---------- GIVEN MATERIAL

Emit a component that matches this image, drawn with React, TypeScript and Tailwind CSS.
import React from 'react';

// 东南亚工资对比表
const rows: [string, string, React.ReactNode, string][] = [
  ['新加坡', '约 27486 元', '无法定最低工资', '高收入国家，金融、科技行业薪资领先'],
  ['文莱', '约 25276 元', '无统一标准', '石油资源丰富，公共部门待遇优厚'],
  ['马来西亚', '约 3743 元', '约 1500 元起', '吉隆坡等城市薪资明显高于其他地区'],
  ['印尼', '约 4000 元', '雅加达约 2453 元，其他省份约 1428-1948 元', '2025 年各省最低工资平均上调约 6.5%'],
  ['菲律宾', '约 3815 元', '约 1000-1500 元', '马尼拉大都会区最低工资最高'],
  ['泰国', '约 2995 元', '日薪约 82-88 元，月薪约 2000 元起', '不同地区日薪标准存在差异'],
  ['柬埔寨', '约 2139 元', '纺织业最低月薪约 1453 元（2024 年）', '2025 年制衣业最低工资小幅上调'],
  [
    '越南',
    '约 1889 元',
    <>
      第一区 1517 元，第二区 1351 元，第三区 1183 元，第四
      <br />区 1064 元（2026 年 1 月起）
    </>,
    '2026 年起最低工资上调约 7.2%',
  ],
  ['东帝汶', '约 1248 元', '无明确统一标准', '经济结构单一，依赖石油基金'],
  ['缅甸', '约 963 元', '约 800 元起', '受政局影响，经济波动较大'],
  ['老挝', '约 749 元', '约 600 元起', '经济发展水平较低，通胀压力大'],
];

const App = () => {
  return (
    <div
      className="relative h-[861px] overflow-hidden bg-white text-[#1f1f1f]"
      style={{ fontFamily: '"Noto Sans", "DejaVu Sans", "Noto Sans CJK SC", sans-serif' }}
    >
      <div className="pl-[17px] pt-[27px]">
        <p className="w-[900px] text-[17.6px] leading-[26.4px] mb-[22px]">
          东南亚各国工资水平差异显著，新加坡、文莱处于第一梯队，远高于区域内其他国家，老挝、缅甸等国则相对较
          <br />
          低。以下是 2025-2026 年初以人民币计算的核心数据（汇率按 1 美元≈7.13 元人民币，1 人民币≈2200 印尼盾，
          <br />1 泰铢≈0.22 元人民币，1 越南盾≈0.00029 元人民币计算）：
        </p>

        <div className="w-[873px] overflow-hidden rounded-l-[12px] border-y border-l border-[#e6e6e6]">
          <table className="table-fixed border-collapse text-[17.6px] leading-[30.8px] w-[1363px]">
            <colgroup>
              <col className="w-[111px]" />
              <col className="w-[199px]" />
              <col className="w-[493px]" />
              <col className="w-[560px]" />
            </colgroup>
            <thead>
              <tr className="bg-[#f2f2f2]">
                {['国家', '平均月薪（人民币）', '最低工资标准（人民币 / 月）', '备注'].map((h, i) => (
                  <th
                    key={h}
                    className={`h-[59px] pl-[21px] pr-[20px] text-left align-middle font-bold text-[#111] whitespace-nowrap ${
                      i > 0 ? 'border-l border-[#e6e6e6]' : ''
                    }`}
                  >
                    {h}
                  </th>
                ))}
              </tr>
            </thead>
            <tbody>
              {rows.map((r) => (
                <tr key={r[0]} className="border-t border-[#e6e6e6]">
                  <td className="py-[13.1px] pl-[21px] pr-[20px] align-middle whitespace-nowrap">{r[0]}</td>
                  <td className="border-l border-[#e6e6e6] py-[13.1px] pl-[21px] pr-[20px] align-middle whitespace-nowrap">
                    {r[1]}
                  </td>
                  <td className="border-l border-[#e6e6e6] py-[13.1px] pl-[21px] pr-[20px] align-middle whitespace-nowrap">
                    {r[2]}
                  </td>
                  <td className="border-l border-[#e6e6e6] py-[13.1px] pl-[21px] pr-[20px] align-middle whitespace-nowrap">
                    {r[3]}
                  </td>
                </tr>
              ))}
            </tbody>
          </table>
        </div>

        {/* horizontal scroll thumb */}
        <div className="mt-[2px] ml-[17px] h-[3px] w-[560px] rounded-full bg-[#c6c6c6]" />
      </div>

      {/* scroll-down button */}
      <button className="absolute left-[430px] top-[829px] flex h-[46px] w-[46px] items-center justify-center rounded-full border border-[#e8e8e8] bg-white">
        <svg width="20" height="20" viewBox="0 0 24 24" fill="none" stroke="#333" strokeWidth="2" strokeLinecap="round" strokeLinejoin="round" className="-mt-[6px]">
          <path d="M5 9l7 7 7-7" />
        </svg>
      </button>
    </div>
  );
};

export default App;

--------------------

§ **EXERCISE REQUIREMENTS**
Everything from the first line of the material through the line containing "import React from 'react';" is to be printed exactly; lines after that are to be left out.

§ **WRITTEN SOLUTION**
Emit a component that matches this image, drawn with React, TypeScript and Tailwind CSS.
import React from 'react';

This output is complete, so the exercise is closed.